(Front-end source files)
▬▬▬

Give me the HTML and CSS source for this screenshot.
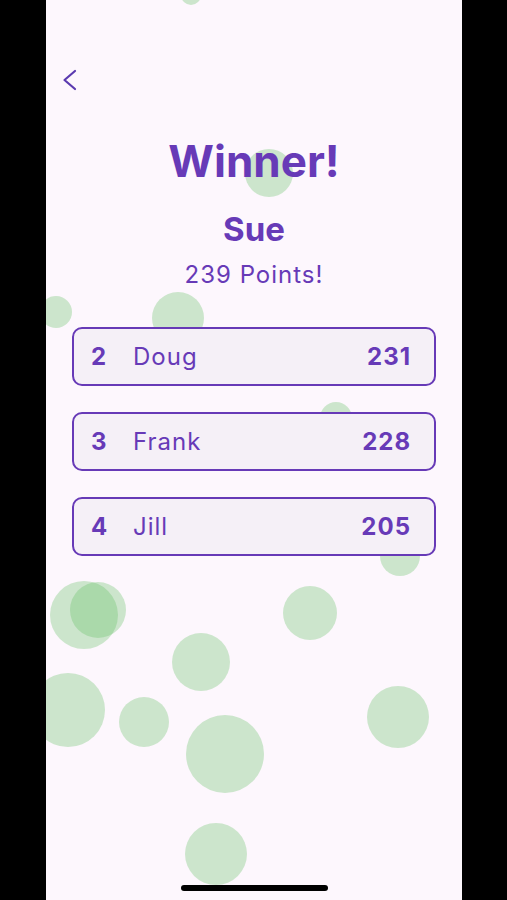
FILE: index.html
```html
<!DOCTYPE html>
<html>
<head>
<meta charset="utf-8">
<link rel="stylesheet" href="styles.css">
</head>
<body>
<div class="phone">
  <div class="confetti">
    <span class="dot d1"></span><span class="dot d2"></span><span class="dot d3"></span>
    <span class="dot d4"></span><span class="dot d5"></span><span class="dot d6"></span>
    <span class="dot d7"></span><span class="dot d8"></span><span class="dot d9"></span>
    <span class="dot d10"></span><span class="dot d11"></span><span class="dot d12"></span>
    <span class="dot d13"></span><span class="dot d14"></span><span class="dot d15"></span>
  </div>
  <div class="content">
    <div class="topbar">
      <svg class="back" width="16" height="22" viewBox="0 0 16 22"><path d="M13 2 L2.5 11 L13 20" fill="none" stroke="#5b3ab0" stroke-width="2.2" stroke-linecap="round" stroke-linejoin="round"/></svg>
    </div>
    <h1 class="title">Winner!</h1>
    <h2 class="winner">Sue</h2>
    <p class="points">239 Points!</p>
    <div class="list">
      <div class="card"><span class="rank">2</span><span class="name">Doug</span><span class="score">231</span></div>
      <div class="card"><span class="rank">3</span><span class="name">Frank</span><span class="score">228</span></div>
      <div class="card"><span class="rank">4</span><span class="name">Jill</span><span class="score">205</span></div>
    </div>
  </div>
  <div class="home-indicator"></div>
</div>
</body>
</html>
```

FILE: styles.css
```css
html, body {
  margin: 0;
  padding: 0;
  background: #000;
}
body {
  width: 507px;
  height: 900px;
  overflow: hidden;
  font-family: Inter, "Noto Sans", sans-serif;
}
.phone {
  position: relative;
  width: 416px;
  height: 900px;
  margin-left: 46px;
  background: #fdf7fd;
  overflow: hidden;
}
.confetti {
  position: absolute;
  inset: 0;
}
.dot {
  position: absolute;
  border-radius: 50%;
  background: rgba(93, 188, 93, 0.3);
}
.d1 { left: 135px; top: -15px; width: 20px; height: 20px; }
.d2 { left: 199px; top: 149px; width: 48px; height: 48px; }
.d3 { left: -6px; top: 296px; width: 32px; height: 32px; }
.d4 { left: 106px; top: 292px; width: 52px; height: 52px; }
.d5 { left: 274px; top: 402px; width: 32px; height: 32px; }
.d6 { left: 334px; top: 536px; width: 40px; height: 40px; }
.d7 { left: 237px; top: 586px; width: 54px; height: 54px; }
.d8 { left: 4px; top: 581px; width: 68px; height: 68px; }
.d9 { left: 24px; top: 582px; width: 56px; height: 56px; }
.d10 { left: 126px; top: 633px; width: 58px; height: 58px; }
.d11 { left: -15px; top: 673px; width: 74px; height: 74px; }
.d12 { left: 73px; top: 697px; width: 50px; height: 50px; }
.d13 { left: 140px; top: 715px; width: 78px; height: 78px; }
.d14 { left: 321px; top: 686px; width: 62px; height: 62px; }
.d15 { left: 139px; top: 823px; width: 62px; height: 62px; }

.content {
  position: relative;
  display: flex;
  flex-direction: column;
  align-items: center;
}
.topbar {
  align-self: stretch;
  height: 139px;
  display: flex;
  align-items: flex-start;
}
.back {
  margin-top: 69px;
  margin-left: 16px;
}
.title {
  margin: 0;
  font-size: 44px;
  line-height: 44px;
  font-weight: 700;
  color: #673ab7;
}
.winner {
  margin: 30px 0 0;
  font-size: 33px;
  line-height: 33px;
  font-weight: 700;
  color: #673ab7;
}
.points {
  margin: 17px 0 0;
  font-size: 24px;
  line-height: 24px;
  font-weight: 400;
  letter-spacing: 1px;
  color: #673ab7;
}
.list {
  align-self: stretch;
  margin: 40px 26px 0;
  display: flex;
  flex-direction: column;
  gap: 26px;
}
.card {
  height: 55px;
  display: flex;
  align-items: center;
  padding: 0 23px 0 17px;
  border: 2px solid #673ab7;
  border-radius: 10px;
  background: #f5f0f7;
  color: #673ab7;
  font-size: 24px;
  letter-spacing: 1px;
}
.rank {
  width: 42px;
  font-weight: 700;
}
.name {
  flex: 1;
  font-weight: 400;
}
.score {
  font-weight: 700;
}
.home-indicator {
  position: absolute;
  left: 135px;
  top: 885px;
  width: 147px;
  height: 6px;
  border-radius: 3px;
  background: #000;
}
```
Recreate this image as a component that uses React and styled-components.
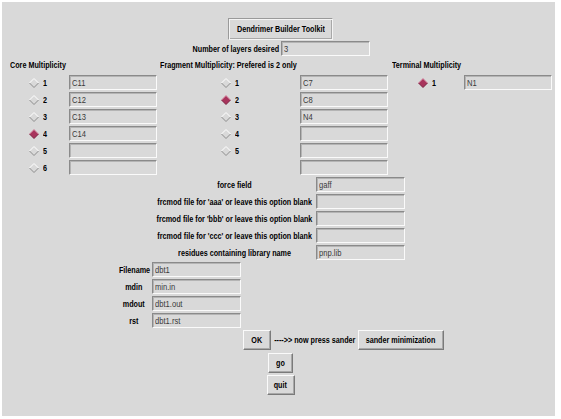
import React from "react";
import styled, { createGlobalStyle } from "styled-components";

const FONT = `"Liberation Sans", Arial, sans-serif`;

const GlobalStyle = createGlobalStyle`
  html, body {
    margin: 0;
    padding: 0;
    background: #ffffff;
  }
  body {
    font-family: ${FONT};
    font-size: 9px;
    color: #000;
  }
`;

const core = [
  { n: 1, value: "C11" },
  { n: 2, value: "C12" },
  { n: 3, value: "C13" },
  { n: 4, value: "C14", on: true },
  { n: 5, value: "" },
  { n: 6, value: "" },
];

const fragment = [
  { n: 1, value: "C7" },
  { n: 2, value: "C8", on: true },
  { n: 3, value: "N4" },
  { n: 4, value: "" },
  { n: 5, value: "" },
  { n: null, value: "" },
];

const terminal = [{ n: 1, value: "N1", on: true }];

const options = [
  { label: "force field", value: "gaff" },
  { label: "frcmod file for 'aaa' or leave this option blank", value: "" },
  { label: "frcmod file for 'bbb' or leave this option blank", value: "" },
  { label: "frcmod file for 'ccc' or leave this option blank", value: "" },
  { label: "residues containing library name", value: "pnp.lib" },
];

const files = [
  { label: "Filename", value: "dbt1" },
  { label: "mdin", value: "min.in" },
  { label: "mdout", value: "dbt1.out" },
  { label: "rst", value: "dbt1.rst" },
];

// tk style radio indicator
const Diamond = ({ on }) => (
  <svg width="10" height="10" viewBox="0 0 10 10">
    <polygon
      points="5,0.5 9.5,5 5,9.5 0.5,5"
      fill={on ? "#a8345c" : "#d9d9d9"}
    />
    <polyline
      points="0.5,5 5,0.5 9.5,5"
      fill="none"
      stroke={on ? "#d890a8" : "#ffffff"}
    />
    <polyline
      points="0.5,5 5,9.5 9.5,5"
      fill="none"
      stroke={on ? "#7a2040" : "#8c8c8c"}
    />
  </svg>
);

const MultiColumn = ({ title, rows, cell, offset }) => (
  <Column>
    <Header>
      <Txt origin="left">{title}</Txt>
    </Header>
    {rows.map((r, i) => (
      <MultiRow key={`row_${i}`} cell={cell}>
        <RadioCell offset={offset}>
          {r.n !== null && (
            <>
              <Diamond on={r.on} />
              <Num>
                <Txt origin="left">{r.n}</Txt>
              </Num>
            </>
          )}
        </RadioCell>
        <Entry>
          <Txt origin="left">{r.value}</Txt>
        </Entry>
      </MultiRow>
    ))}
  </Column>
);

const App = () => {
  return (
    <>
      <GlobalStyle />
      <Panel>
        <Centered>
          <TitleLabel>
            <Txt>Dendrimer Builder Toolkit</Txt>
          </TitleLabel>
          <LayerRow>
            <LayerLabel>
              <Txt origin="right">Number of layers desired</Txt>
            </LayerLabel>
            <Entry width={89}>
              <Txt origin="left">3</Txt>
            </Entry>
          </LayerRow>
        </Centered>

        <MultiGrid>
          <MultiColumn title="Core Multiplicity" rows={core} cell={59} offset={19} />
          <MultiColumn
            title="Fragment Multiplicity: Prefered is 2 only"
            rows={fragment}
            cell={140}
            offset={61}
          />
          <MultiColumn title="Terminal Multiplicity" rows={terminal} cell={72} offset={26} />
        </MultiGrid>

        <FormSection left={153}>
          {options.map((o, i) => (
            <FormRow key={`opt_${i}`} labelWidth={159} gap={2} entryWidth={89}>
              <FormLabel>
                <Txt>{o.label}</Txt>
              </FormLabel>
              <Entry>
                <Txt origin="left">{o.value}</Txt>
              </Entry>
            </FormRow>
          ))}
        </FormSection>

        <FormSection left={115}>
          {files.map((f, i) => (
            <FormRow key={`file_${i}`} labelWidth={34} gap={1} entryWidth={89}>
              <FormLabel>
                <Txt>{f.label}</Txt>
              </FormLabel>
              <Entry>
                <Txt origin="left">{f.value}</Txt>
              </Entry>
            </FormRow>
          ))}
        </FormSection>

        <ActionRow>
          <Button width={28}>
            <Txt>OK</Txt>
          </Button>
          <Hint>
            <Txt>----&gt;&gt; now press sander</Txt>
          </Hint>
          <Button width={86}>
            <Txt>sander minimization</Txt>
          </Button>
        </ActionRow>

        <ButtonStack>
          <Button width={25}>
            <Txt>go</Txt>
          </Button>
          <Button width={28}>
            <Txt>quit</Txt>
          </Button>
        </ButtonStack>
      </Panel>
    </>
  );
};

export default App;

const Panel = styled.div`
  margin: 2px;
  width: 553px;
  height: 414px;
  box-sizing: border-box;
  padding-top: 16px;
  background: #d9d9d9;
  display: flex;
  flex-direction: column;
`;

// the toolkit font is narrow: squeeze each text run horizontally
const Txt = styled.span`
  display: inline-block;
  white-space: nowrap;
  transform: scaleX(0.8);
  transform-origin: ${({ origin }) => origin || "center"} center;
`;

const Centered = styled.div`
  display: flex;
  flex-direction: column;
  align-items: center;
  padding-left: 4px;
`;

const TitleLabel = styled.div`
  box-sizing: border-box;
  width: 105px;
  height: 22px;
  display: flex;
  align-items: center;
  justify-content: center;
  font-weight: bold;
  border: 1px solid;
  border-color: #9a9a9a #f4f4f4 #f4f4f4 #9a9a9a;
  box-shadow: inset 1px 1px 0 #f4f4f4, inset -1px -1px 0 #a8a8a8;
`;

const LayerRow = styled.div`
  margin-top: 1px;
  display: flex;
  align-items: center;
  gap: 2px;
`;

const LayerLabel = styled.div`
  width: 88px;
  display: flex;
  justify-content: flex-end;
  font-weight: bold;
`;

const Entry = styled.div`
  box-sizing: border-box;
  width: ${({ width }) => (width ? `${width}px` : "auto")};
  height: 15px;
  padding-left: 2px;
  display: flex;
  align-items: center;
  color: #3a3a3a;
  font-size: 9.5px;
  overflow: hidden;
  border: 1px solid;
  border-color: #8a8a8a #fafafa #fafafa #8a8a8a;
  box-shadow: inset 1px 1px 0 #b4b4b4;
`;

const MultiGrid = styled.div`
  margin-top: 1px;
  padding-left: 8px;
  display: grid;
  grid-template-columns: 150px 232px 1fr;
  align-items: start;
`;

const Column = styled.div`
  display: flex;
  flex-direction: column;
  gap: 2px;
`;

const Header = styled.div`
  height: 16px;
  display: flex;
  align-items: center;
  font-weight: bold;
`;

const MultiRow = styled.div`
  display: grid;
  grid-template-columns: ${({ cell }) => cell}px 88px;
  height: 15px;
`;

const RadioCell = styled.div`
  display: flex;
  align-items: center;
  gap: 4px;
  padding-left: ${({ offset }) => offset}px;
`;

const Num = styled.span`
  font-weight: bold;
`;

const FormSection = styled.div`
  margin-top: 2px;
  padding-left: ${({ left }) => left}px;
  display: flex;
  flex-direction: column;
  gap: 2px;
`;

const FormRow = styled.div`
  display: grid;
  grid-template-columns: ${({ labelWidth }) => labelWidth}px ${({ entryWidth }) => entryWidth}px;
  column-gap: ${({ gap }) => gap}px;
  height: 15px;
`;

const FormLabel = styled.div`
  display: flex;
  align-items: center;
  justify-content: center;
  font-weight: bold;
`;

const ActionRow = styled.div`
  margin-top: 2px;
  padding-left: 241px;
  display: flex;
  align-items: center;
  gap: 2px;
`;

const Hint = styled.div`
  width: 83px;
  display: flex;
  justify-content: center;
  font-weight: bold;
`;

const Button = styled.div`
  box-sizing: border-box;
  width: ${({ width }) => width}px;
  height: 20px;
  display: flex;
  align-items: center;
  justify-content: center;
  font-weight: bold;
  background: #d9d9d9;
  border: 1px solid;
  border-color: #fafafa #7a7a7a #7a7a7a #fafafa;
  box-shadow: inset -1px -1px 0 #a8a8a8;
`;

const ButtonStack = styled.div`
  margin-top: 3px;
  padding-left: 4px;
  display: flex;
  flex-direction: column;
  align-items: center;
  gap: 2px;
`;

▬▬▬

PROBLEM TO SOLVE:
Check each line of the material above for "React" and say how many lines contain it, giving the number alone.

ANSWER BELOW:
2